Exercise >> Answer with nothing but a number: how many lines include the word "React"?

Records provided >>
* * * * *
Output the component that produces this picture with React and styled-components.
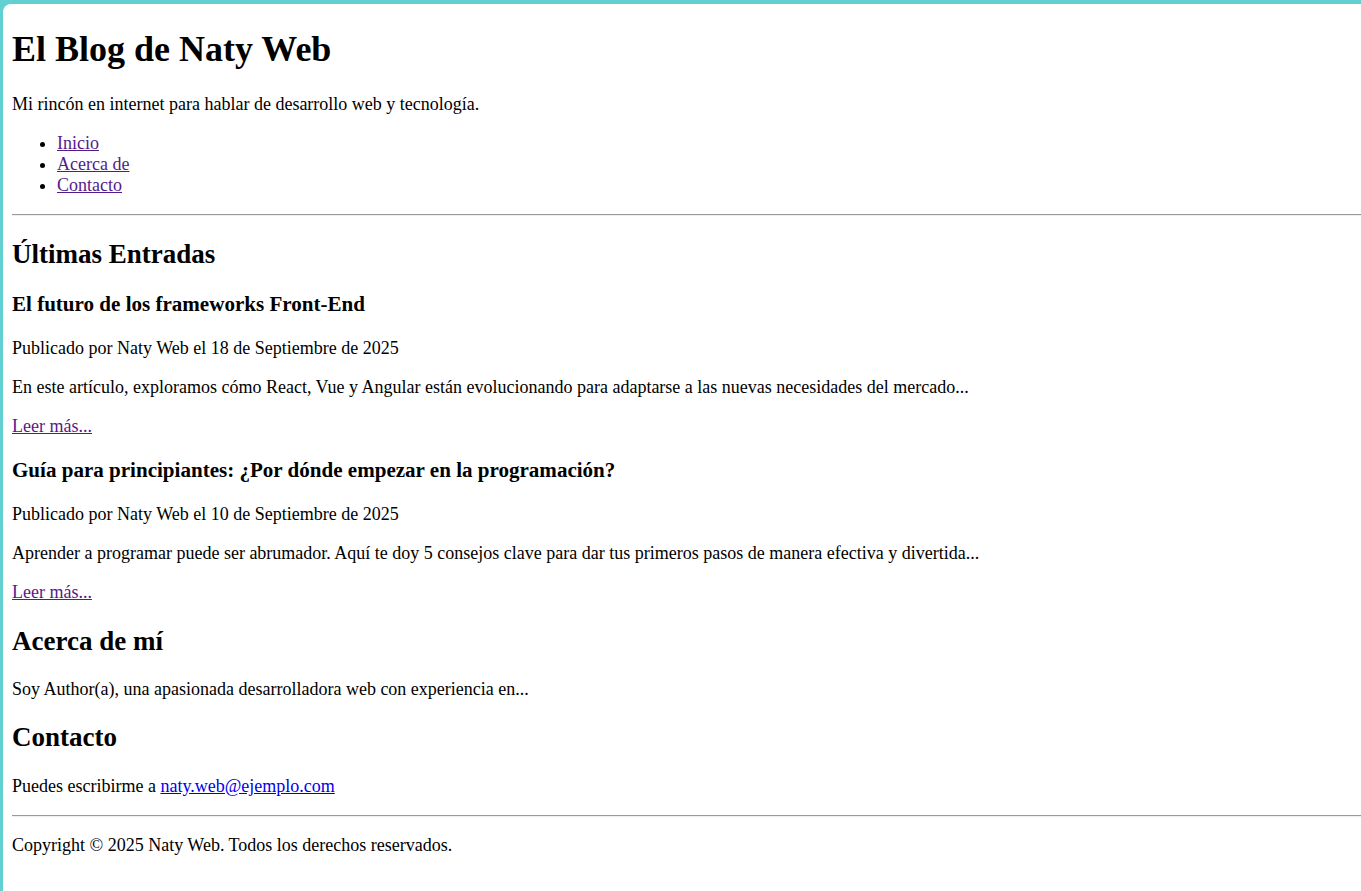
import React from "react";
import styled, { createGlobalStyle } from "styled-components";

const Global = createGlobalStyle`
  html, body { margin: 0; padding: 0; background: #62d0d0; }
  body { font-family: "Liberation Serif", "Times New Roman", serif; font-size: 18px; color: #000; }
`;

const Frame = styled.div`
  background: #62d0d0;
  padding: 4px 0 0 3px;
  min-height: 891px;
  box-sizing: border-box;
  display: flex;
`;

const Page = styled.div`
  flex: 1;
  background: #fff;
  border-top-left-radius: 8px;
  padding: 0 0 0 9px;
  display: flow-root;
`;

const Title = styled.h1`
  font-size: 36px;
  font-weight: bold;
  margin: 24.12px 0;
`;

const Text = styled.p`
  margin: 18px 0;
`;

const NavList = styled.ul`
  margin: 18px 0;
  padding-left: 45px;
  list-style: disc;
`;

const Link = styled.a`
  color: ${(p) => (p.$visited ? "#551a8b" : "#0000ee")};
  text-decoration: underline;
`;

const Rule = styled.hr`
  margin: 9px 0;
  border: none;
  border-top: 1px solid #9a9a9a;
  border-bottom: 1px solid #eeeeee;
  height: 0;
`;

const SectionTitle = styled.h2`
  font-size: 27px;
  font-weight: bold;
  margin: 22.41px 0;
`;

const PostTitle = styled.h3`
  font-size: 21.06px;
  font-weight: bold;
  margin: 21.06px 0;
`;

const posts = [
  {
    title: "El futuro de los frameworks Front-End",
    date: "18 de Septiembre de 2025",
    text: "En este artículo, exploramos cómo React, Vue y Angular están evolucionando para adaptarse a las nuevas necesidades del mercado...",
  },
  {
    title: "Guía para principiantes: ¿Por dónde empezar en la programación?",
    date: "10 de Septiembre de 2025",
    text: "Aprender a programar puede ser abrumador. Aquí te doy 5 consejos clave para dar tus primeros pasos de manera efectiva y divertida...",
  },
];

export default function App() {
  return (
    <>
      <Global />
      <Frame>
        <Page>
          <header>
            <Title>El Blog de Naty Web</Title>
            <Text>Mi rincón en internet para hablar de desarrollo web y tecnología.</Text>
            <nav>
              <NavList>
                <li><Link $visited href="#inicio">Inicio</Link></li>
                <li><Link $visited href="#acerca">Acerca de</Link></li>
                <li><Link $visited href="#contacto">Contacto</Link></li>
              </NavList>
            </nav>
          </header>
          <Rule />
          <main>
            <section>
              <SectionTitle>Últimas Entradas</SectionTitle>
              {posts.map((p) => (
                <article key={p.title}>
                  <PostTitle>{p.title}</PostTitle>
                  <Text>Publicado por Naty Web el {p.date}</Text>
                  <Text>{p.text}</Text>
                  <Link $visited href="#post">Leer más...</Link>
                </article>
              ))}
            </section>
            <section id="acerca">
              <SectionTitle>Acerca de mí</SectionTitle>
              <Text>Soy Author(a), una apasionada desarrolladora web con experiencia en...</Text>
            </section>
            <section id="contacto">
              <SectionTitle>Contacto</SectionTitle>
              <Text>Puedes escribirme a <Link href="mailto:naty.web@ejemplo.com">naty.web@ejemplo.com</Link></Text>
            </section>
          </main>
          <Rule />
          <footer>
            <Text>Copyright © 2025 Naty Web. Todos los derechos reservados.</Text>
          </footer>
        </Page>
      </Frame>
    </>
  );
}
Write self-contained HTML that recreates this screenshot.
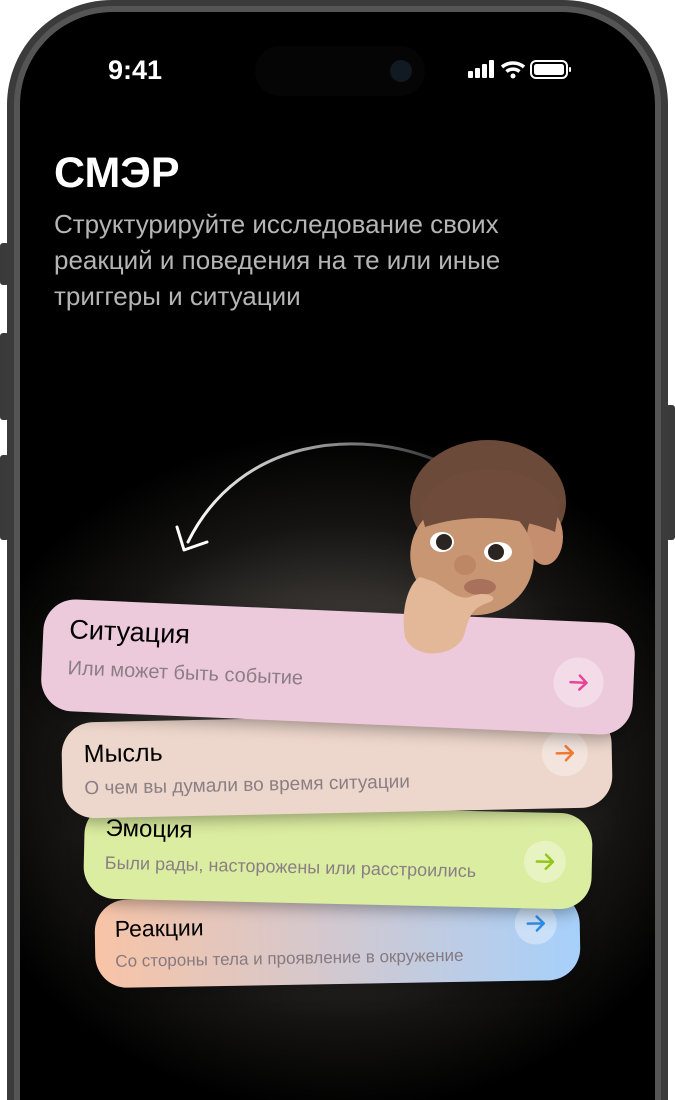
* * * * *
Answer >> 3